The U.S. Supreme Court has ruled long time ago in Johnson v Avery: " In the absence of some provision by the State of Tennessee for a reasonable alternative to assist illiterate or poorly educated inmates in preparing petitions for post-conviction relief, the State may not validly enforce a regulation which absolutely bars inmates from furnishing such assistance to other prisoners."

In other words, the U.S. Supreme Court has ruled, 47 years ago, that states cannot enforce lawyer monopoly on court representation if states cannot provide for a "reasonable alternative" to assist "illiterate and poorly educated" (not even indigent) individuals to file petitions for post-conviction relief.

Once again, Johnson v Avery was about "illiterate and poorly educated" - which is a far wider scope than "the indigent", who can very well be literate and educated, but lacking funds to hire a private attorney.

If the U.S. Supreme Court announced a ban on lawyer monopoly in the practice of law in civil (post-conviction petitions) cases for people who are not necessarily indigent, it goes without saying that such a ban must apply in the case of indigent criminal defense.

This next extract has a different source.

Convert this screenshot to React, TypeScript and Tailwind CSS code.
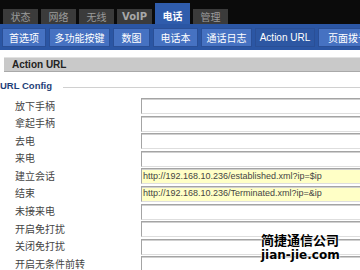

As an additional problem, attorney disciplinary rules require that any given attorney should not take on more cases than the attorney can handle - where the attorney can provide effective, quality representation.

New Mexico Public Defender's office has a caseload per attorney of 183 cases per year.

Of course, first, such caseloads (150 felonies per attorney per year or 400 misdemeanors per attorney per year) are unrealistic and cannot ensure effective assistance of counsel in each of these cases.

Additionally, the ABA highlights the complexity of appellate work by equating work on 150 felonies or 400 misdemeanors at trial level with 25 appeals per attorney per year, and the New Mexico Public Defender's office handles, reportedly, 70,000 cases per year, without a breakdown as to how many attorneys handle how many appeals per year on top of their trial caseloads.

And, while the death penalty is abolished in New Mexico since 2009, it is not an inviting prospect to go to prison simply because your indigent defense lawyer did not have time for you, and because you had no money for a private attorney - while the "in-between" provision (required by Johnson v Avery) of a lay representative in court is unavailable.

It is interesting that, reportedly, New Mexico spends TWICE MORE on private prisons than it does on indigent defense ($85 million on its 5 private prisons versus $44.5 on its State Public Defender Office).

(By the way, in New York, initial felony hearings for detained indigents are routinely waived by assigned counsel - likely because if assigned counsel are too feisty and demand a felony hearing within 144 hour of detention, in order to either have the indigent client released without bail, or get information about the case at its freshest, before the prosecution had a good chance to coach witnesses, they will never be assigned again and will lose income).

And, the NM Public Defender indicated to the Legislature that he may have to start turning away cases for lack of ability to provide effective representation, if emergency funding is not given to him.

I wonder if the NM Public Defender pointed out the state's priority funding of private prisons over indigent defense...

An additional problem affecting effective representation is that the NM public defender also has a hard time "attracting" quality representation because of low reimbursement rates for assigned private attorneys - not to mention the high caseloads.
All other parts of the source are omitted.